Start SOURCE EXCERPT

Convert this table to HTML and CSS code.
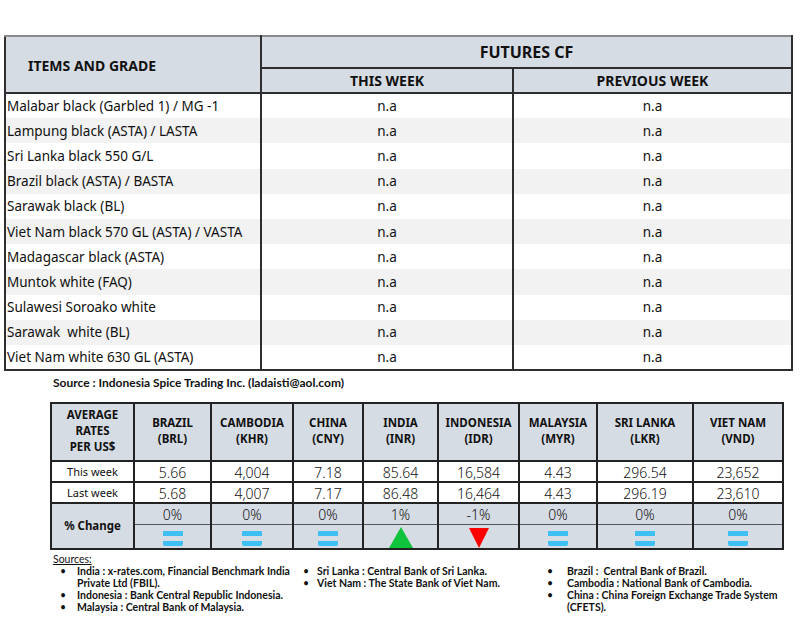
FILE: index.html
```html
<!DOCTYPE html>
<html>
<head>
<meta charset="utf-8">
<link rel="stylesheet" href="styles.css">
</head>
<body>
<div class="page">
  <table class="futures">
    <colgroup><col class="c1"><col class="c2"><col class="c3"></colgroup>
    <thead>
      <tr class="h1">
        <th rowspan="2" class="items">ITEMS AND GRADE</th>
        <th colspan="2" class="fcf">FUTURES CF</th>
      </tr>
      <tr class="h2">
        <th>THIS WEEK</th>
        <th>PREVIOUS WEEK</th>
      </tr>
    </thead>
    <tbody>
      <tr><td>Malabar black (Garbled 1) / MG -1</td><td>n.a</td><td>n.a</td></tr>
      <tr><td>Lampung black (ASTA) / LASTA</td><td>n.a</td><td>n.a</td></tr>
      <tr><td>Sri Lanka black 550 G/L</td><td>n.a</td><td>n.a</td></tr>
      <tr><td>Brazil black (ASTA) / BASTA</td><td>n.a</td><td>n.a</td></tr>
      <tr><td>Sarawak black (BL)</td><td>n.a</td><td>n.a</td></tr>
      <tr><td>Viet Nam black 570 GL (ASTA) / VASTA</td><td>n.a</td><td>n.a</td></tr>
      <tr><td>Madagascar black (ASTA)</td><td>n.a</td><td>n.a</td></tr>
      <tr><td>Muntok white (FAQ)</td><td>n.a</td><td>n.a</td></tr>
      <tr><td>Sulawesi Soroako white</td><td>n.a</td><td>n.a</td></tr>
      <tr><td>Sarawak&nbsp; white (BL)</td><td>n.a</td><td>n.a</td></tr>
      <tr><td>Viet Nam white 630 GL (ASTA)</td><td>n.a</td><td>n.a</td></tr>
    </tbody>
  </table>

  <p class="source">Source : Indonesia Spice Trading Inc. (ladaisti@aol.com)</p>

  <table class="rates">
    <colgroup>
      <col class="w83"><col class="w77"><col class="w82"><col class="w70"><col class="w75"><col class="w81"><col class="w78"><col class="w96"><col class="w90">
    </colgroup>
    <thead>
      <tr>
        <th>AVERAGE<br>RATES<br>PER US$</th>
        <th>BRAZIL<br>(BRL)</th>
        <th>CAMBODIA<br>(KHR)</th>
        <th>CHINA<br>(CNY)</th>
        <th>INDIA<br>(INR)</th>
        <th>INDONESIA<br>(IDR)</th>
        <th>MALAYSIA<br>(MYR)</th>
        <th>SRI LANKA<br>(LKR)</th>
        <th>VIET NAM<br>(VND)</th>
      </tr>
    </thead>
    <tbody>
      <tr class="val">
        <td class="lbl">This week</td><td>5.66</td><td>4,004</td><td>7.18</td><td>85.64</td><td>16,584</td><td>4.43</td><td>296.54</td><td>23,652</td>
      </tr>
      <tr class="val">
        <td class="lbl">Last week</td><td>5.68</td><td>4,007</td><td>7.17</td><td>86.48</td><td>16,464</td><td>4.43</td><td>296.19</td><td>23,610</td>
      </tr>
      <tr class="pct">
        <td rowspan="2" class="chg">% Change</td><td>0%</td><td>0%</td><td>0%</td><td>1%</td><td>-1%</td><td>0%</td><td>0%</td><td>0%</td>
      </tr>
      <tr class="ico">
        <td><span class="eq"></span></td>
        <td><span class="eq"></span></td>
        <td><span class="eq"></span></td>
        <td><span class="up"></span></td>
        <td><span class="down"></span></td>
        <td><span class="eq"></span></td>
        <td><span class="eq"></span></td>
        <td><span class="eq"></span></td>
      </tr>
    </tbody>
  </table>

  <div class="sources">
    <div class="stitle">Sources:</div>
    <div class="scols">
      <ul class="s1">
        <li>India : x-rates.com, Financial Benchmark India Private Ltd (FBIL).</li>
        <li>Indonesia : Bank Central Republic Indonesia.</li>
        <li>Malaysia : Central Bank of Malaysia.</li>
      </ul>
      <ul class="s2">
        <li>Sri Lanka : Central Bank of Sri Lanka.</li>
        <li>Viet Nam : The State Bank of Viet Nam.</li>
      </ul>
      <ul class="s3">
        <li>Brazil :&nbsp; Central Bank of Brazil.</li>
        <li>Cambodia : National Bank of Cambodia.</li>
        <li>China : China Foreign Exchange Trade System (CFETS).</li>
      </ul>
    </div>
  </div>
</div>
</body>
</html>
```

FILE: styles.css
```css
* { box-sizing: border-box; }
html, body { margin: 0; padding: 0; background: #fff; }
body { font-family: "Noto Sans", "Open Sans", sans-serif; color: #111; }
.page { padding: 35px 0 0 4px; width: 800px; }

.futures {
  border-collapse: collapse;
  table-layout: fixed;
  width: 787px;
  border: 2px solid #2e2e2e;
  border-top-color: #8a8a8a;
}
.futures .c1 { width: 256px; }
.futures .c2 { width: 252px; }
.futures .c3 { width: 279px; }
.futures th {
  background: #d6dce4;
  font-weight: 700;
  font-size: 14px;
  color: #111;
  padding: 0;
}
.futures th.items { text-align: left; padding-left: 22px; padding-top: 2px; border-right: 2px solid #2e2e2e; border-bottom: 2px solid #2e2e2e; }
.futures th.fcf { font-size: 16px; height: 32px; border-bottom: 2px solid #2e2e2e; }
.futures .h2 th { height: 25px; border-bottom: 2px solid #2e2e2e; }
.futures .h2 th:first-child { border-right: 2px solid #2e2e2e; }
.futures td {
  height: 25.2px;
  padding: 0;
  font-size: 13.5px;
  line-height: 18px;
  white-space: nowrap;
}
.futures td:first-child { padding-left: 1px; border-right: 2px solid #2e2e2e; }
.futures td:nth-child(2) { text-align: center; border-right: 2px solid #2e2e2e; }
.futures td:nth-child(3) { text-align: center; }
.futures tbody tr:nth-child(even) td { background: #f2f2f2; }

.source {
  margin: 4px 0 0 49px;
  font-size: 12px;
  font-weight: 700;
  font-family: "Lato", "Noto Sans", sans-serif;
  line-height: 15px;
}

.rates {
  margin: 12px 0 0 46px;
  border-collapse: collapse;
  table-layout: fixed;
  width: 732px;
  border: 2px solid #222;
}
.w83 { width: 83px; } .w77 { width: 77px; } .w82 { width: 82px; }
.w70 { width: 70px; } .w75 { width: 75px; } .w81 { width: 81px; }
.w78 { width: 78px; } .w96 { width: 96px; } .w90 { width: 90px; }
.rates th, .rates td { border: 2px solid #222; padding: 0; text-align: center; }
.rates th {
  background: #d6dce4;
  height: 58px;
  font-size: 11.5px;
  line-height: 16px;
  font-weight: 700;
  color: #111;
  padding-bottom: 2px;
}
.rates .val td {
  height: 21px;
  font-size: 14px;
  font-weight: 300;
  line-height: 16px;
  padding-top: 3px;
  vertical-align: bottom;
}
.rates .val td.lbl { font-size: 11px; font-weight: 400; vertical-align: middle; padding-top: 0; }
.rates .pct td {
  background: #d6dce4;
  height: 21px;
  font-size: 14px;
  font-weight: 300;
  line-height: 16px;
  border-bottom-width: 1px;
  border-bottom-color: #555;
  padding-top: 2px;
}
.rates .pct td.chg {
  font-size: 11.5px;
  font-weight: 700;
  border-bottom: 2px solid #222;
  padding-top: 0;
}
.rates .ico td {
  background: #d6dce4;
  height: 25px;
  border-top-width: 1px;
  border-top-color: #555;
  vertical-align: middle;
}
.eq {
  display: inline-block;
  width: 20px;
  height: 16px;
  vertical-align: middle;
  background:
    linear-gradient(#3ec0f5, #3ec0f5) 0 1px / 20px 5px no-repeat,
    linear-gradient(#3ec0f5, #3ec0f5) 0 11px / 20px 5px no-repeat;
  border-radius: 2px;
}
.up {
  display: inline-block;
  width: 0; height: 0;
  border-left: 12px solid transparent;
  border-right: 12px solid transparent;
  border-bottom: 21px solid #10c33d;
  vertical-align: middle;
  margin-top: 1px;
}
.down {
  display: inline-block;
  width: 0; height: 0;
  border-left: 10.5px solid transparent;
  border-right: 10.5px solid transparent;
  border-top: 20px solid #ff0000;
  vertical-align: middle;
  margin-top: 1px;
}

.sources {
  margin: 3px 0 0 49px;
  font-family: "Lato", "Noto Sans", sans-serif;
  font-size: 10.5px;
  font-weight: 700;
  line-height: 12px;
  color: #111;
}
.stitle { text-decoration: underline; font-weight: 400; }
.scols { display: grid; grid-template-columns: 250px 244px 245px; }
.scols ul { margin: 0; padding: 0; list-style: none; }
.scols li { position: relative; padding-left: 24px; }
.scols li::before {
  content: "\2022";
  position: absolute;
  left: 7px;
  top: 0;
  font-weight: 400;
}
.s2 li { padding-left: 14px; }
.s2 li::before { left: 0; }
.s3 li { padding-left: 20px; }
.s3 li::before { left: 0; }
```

End SOURCE EXCERPT

--- DESCRIPTION OF THE TASK ---
Using the listing, copy every line where the word "table" shows up.

--- SOLUTION FOR THIS TASK ---
Convert this table to HTML and CSS code.
  <table class="futures">
  </table>
  <table class="rates">
  </table>
  table-layout: fixed;
  table-layout: fixed;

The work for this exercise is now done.